■ **Requirement**
Omit all images, then return the remaining material exactly as it stands.

■ **Provided material**
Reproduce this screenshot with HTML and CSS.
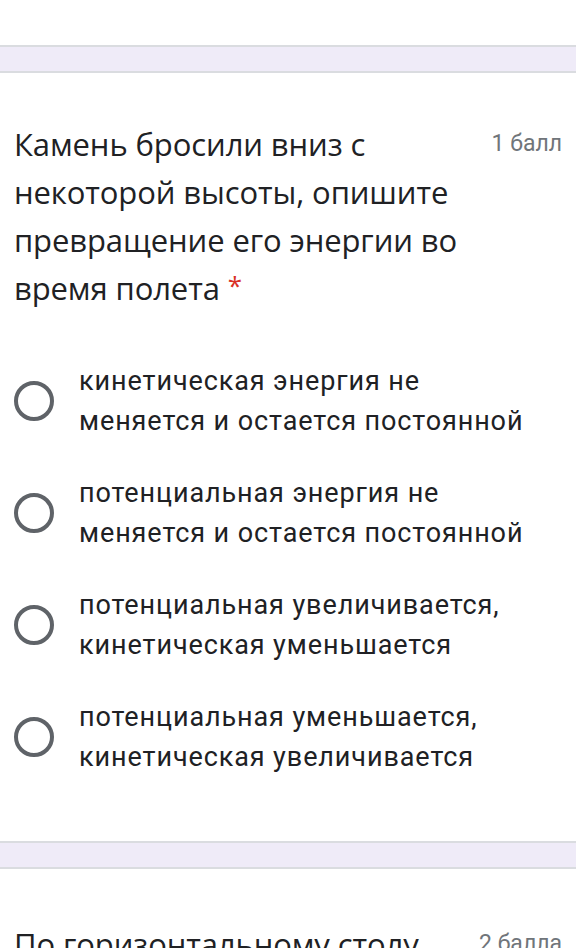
FILE: index.html
```html
<!DOCTYPE html>
<html lang="ru">
<head>
<meta charset="utf-8">
<link rel="stylesheet" href="styles.css">
</head>
<body>
<div class="top-space"></div>
<div class="band"></div>
<section class="card">
  <div class="q-head">
    <div class="q-title">Камень бросили вниз с некоторой высоты, опишите превращение его энергии во время полета <span class="req">*</span></div>
    <div class="q-points">1 балл</div>
  </div>
  <ul class="options">
    <li class="option"><span class="radio"></span><span class="opt-text">кинетическая энергия не меняется и остается постоянной</span></li>
    <li class="option"><span class="radio"></span><span class="opt-text">потенциальная энергия не меняется и остается постоянной</span></li>
    <li class="option"><span class="radio"></span><span class="opt-text">потенциальная увеличивается, кинетическая уменьшается</span></li>
    <li class="option"><span class="radio"></span><span class="opt-text">потенциальная уменьшается, кинетическая увеличивается</span></li>
  </ul>
</section>
<div class="band"></div>
<section class="card card-next">
  <div class="q-head">
    <div class="q-title">По горизонтальному столу</div>
    <div class="q-points">2 балла</div>
  </div>
</section>
</body>
</html>
```
FILE: styles.css
```css
html, body {
  margin: 0;
  padding: 0;
  background: #fff;
  overflow: hidden;
}
body {
  width: 576px;
  height: 948px;
  font-family: Roboto, "Liberation Sans", sans-serif;
  color: #202124;
}
.top-space {
  height: 45px;
}
.band {
  height: 24px;
  background: #efebf8;
  border-top: 2px solid #dadce0;
  border-bottom: 2px solid #dadce0;
}
.card {
  padding: 47px 14px 64px 14px;
}
.card-next {
  padding-top: 51px;
}
.q-head {
  display: flex;
  justify-content: space-between;
  align-items: flex-start;
}
.q-title {
  width: 460px;
  font-family: "Open Sans", sans-serif;
  font-size: 31px;
  line-height: 48px;
  letter-spacing: -0.1px;
  color: #202124;
}
.card-next .q-title {
  white-space: nowrap;
}
.req {
  color: #d93025;
  font-size: 26px;
  line-height: 0;
  vertical-align: 5px;
}
.q-points {
  font-size: 23px;
  line-height: 48px;
  color: #70757a;
  white-space: nowrap;
}
.options {
  list-style: none;
  margin: 49px 0 0 0;
  padding: 0;
  display: flex;
  flex-direction: column;
  gap: 32px;
}
.option {
  display: flex;
  align-items: center;
  gap: 25px;
}
.radio {
  flex: none;
  width: 40px;
  height: 40px;
  border: 4px solid #5f6368;
  border-radius: 50%;
  box-sizing: border-box;
}
.opt-text {
  font-size: 27px;
  line-height: 40px;
  letter-spacing: 0.9px;
  width: 458px;
}
```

■ **Solved exercise**
Reproduce this screenshot with HTML and CSS.
FILE: index.html
```html
<!DOCTYPE html>
<html lang="ru">
<head>
<meta charset="utf-8">
<link rel="stylesheet" href="styles.css">
</head>
<body>
<div class="top-space"></div>
<div class="band"></div>
<section class="card">
  <div class="q-head">
    <div class="q-title">Камень бросили вниз с некоторой высоты, опишите превращение его энергии во время полета <span class="req">*</span></div>
    <div class="q-points">1 балл</div>
  </div>
  <ul class="options">
    <li class="option"><span class="radio"></span><span class="opt-text">кинетическая энергия не меняется и остается постоянной</span></li>
    <li class="option"><span class="radio"></span><span class="opt-text">потенциальная энергия не меняется и остается постоянной</span></li>
    <li class="option"><span class="radio"></span><span class="opt-text">потенциальная увеличивается, кинетическая уменьшается</span></li>
    <li class="option"><span class="radio"></span><span class="opt-text">потенциальная уменьшается, кинетическая увеличивается</span></li>
  </ul>
</section>
<div class="band"></div>
<section class="card card-next">
  <div class="q-head">
    <div class="q-title">По горизонтальному столу</div>
    <div class="q-points">2 балла</div>
  </div>
</section>
</body>
</html>
```
FILE: styles.css
```css
html, body {
  margin: 0;
  padding: 0;
  background: #fff;
  overflow: hidden;
}
body {
  width: 576px;
  height: 948px;
  font-family: Roboto, "Liberation Sans", sans-serif;
  color: #202124;
}
.top-space {
  height: 45px;
}
.band {
  height: 24px;
  background: #efebf8;
  border-top: 2px solid #dadce0;
  border-bottom: 2px solid #dadce0;
}
.card {
  padding: 47px 14px 64px 14px;
}
.card-next {
  padding-top: 51px;
}
.q-head {
  display: flex;
  justify-content: space-between;
  align-items: flex-start;
}
.q-title {
  width: 460px;
  font-family: "Open Sans", sans-serif;
  font-size: 31px;
  line-height: 48px;
  letter-spacing: -0.1px;
  color: #202124;
}
.card-next .q-title {
  white-space: nowrap;
}
.req {
  color: #d93025;
  font-size: 26px;
  line-height: 0;
  vertical-align: 5px;
}
.q-points {
  font-size: 23px;
  line-height: 48px;
  color: #70757a;
  white-space: nowrap;
}
.options {
  list-style: none;
  margin: 49px 0 0 0;
  padding: 0;
  display: flex;
  flex-direction: column;
  gap: 32px;
}
.option {
  display: flex;
  align-items: center;
  gap: 25px;
}
.radio {
  flex: none;
  width: 40px;
  height: 40px;
  border: 4px solid #5f6368;
  border-radius: 50%;
  box-sizing: border-box;
}
.opt-text {
  font-size: 27px;
  line-height: 40px;
  letter-spacing: 0.9px;
  width: 458px;
}
```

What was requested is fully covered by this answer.